Chapter 14 – Data Standards and Quality
I have 25 years of computer programming experience so I am quite familiar with the issue of data quality. Even more applicable is my extensive experience with “interchanging data” between systems. This arises when old systems are replaced with new systems, or when off-the-shelf software package are integrated with an existing system.
The author introduces the issue on page 468 under the topic “format standards”. It applies to attribute data more than to spatial data. However, I don’t think he specifically addresses this problem that I have encountered.
An example might be when a city is changing their software package and the new system allows for 10 values for “types of light poles”, whereas the old system only allowed for 6 values. When the new system is installed the old data must be mapped to the new system but there might be some confusion as to how to correctly map the old values to the new. And, as the new system is used the workers might continue to use the old values and introduce inconsistency into the data values.
This is closely related to the issue of data standards because strict definitions of every field of data are very important, and training of the personnel using the system and entering data is critical to data integrity. The data is only as good as the people who enter it and maintain it.
I found the whole topic of measuring data quality very interesting because I have never worked in an environment where the data could be accurately tested for accuracy. For example, I have worked in hospitals where the patient treatment is coded by trained personnel. However, there was no easy way to verify that the recorded treatment is accurate because the physician’s notes might be wrong, and the physician’s memory and the nurses’ memories might be in error, and the patient may not know exactly what was done to him. This contrasts sharply with spatial data where the actual real-world position of an object can be tested.
It was good to see that the federal government has established meta-data standards for spatial data (SDTS, Spatial Data Transfer Standard), and for measuring spatial data accuracy (NSSDA). However, the book points out that it is expensive to measure this. Usually, government bodies would rather go out and collect more data than go back and check their existing data. Test points must be established and checked against. And the NSSDA only applies to point accuracy, and not to line features or polygons.
There are four main ways to check spatial data accuracy: positional, attribute, logical consistency and completeness. Actually, now that I’m writing this I think the author might categorize my opening comments as “logical consistency” or “attribute” errors. The book uses an aerial photo to clearly describe the four issues. The physical position of the houses in the photo might be inaccurate, or houses might be labeled as garages, or a building in the photo might be completely left out of the data, or, finally, items might be illogically stored in the data, for example, light poles might be in the middle of a street. If data is missing that is a problem of ‘completeness’. This may be caused by the minimum mapping unit being to big. Features smaller than the minimum mapping unit will be left out. Or, perhaps the data is not current and new features have been added or removed that are not reflected.

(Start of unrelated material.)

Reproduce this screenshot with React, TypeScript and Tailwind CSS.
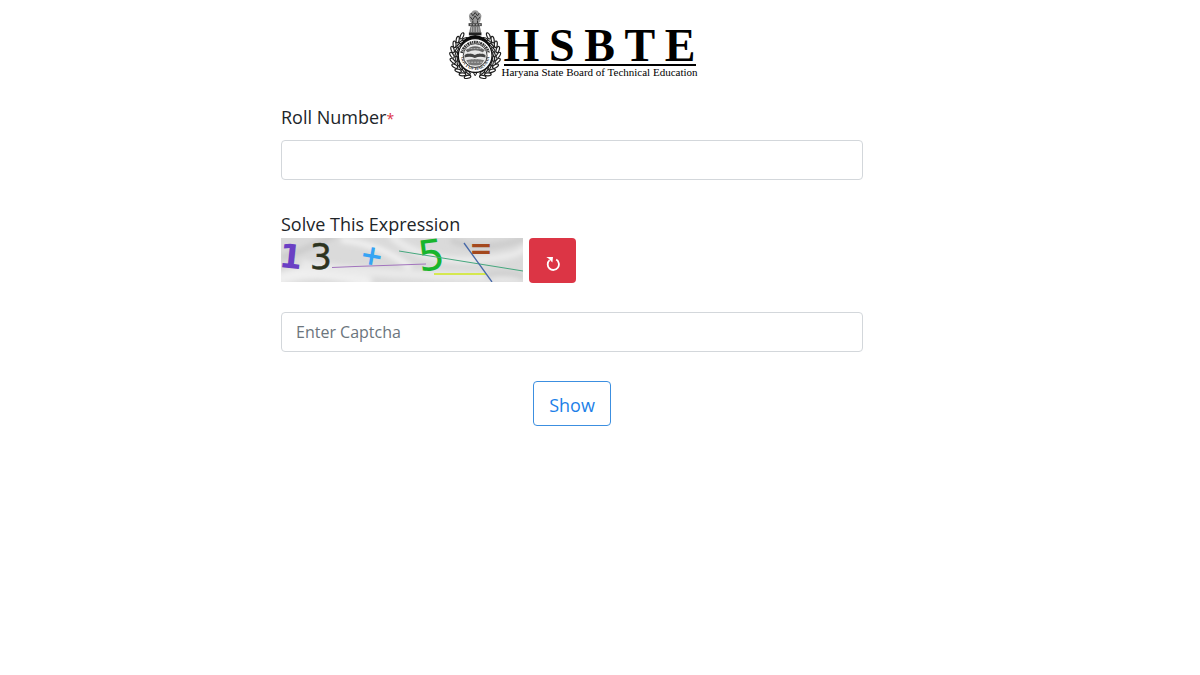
import { useId } from "react";

const leaves = Array.from({ length: 10 }, (_, i) => 20 + i * 14);

const Emblem = () => {
    const ringId = useId();

    return (
        <svg viewBox="0 0 160 210" className="w-[53px] h-[70px] shrink-0" role="img" aria-label="Haryana emblem">
            <defs>
                <path id={ringId} d="M36 140a43 43 0 0 0 86 0" />
            </defs>
            {/* wreath */}
            {[1, -1].map((side) => (
                <g key={side} transform={side === 1 ? undefined : "translate(158 0) scale(-1 1)"}>
                    <path d="M79 201A63 63 0 0 0 28 100" fill="none" stroke="#222" strokeWidth="3" transform="translate(158 0) scale(-1 1)" />
                    {leaves.map((angle) => (
                        <g key={angle} transform={`rotate(${180 - angle} 79 138)`} fill="#fff" stroke="#1c1c1c" strokeWidth="3.5">
                            <ellipse cx="80" cy="68" rx="10" ry="4.5" transform="rotate(32 80 68)" />
                            <ellipse cx="77" cy="81" rx="8" ry="3" transform="rotate(-18 77 81)" />
                        </g>
                    ))}
                </g>
            ))}
            <path d="M34 110Q48 80 79 78Q110 80 124 110L110 124H48z" fill="#0a0a0a" />
            <circle cx="79" cy="140" r="51" fill="#fff" stroke="#111" strokeWidth="4" />
            <path d="M38 132a42 42 0 0 1 82 0" fill="none" stroke="#333" strokeWidth="8" strokeDasharray="5 2 3 2 6 2" />
            <text fontSize="13" fontWeight="700" fill="#222" fontFamily="Liberation Serif, serif">
                <textPath href={`#${ringId}`} startOffset="50%" textAnchor="middle">GOVT OF HARYANA</textPath>
            </text>
            <circle cx="79" cy="140" r="36" fill="#e8e8e8" stroke="#222" strokeWidth="2.5" />
            <path d="M50 124q29 -24 58 0l-6 6q-23 -12 -46 0z" fill="#666" />
            <path d="M47 138q14 -8 31 0q17 -8 32 0v8q-16 -6 -32 1q-16 -7 -31 -1z" fill="#444" />
            <path d="M52 154q27 -8 54 0l-8 13q-19 6 -38 0z" fill="#777" />
            <path d="M56 119h46M49 133h60M52 150h54M58 160h42" stroke="#ddd" strokeWidth="2" strokeDasharray="6 3" />
            {/* lion capital */}
            <path d="M60 20q1 -8 8 -10q3 -7 11 -7t11 7q7 2 8 10l-2 12q-1 7 -6 10H68q-5 -3 -6 -10z" fill="#999" />
            <path d="M67 12l5 8 7 -10 7 10 5 -8M64 23l7 9 8 -12 8 12 7 -9M72 34v8M86 34v8" fill="none" stroke="#333" strokeWidth="3" />
            <path d="M59 42h40v9H59z" fill="#444" />
            <path d="M64 47h31" stroke="#ddd" strokeWidth="3" strokeDasharray="4 5" />
            <path d="M65 51h28l4 19H61z" fill="#777" />
            <path d="M68 54v15M75 54v15M83 54v15M90 54v15" stroke="#ccc" strokeWidth="2" />
            <path d="M60 70h38v9H60z" fill="#222" />
        </svg>
    );
};

const Captcha = () => {
    const shadeId = useId();

    return (
        <svg viewBox="0 0 242 44" className="w-[242px] h-11" role="img" aria-label="13 + 5 =">
            <defs>
                <filter id={shadeId} x="-10%" y="-50%" width="120%" height="200%">
                    <feGaussianBlur stdDeviation="2.5" />
                </filter>
            </defs>
            <rect width="242" height="44" fill="#dadada" />
            <g filter={`url(#${shadeId})`} fill="none">
                <path d="M-5 42Q40 26 90 46" stroke="#efefef" strokeWidth="12" />
                <path d="M20 26Q90 38 250 40" stroke="#e9e9e9" strokeWidth="9" />
                <path d="M60 2Q100 6 130 30" stroke="#f0f0f0" strokeWidth="6" />
                <path d="M110 -2Q140 24 190 22T245 8" stroke="#ebebeb" strokeWidth="7" />
                <path d="M0 20Q35 8 55 -4" stroke="#cbcbcb" strokeWidth="6" />
                <path d="M170 2Q200 16 245 0" stroke="#cccccc" strokeWidth="6" />
                <path d="M205 38Q225 32 245 40" stroke="#cfcfcf" strokeWidth="6" />
            </g>
            <g fontFamily="DejaVu Sans, sans-serif" textAnchor="middle">
                <text x="10" y="30" fontSize="33" fontWeight="700" fill="#6a3fc4" transform="rotate(6 10 18)">1</text>
                <text x="40" y="31" fontSize="35" fill="#2c331f" stroke="#2c331f" strokeWidth="0.4">3</text>
                <text x="91" y="27" fontSize="28" fontWeight="700" fill="#36a4f4" transform="rotate(10 91 17)">+</text>
                <text x="150" y="32" fontSize="42" fill="#18b52c" transform="rotate(-7 150 16)">5</text>
                <text x="200" y="20" fontSize="28" fontWeight="700" fill="#a4491f">=</text>
            </g>
            <g fill="none">
                <path d="M51 29.5L74 28.5L145 26" stroke="#a274bd" />
                <path d="M118 13L242 33" stroke="#45a77d" />
                <path d="M153 36H205" stroke="#cfe81e" strokeWidth="1.5" />
                <path d="M183 5L211 44" stroke="#4668a8" strokeWidth="1.3" />
            </g>
        </svg>
    );
};

export default function App() {
    const inputStyle = "block w-full h-10 px-[14px] rounded border border-[#d3d7db] bg-white text-base text-[#495057] placeholder:text-[#6c757d] focus:outline-none focus:border-[#80bdff]";

    return (
        <main className="min-h-screen bg-white pr-14 font-['Open_Sans',sans-serif] text-lg leading-7 text-[#212529]">
            <form className="mx-auto w-full max-w-[582px] pt-[9px]" onSubmit={(e) => e.preventDefault()}>
                <header className="flex h-[70px] justify-center font-['Liberation_Serif',serif] text-black">
                    <Emblem />
                    <div className="ml-0.5 w-48 pt-[13px]">
                        <h1 className="flex h-11 justify-between border-b-2 border-black text-[46px] leading-[48px] font-bold">
                            {["H", "S", "B", "T", "E"].map((letter) => (
                                <span key={letter}>{letter}</span>
                            ))}
                        </h1>
                        <p className="flex justify-center text-[11px] leading-3 whitespace-nowrap">Haryana State Board of Technical Education</p>
                    </div>
                </header>

                <div className="mt-6">
                    <label htmlFor="roll" className="mb-[9px] block">
                        Roll Number<span className="text-sm text-[#dc3545]">*</span>
                    </label>
                    <input id="roll" type="text" className={inputStyle} />
                </div>

                <div className="mt-[30px]">
                    <label htmlFor="captcha" className="block">Solve This Expression</label>
                    <div className="flex gap-1.5">
                        <Captcha />
                        <button type="button" aria-label="Refresh captcha" className="flex h-[45px] w-[47px] items-center justify-center rounded bg-[#dc3545] pt-1 text-white">
                            <svg viewBox="0 0 16 16" className="size-4" fill="none" stroke="currentColor" strokeWidth="1.8">
                                <path d="M11.2 4.6A5.6 5.6 0 1 1 4.6 5.2" />
                                <path d="M1.3 2H8L7.4 7.6L5.2 5.2L3.8 3.8z" fill="currentColor" stroke="none" />
                            </svg>
                        </button>
                    </div>
                    <input id="captcha" type="text" placeholder="Enter Captcha" className={`mt-[29px] ${inputStyle}`} />
                </div>

                <div className="mt-[29px] flex justify-center">
                    <button type="submit" className="h-[45px] rounded border border-[#3c8fe0] px-[15px] pt-0.5 text-[#1c7fe8]">Show</button>
                </div>
            </form>
        </main>
    );
}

The book establishes a distinction between accuracy and precision. Precision indicates that the data items are consistent but they may be inaccurate. Accuracy indicates how close a data item is to the true location. Sometimes precision errors may occur because of a bias being introduced by something like equipment problems. The Federal Geographic Data Committee (FGDC) ahd set a standard method for measuring data accuracy. There are five steps to this process of the FSSDA. First, select test points, 2. define independent control data set, 3. collect measurements from both sources, 4. calculate positional accuracy statistic, 5. report the accuracy statistic in a standardized form included in the metadata.
To measure the accuracy of point data the distance formula, or Pythagorean theorem is used to measure the distance from the true location and the data location. This length of this distance is the margin of error for the data.
As mentioned previously, there is no established standard for accuracy of linear features, only for data points. One common approach is to define a epsilon band. This might be defined as a margin of error for the accuracy of a line.
Another interesting point mentioned is that format standards have been lacking and vendor standards have filled the void. Specifically, ESRI shapefiles and interchange files were a common format for years. However, the lack of official standards left room for these vendors to change things on their whim and introduce problems for the whole field of GIS. The new emerging standards will tighten this up and hold everyone to a common interchangeable data model.
Another interesting point is that the rapid blossoming of GIS systems and data in just the past twenty years has caused an increase in the study of data accuracy. Academic researchers have been studying spatial data quality for a long time. But it is only recently that it has intensified. Some of the measurements used to measure data accuracy are: average distance error, total area that is classified incorrectly, biggest distance error or, the percent of data points that are in error.
This is an important topic. Now if only the media and news organizations would try to establish a similar standard for the accuracy of their reporting. We could judge what newspapers and TV news broadcasts are reliable!!!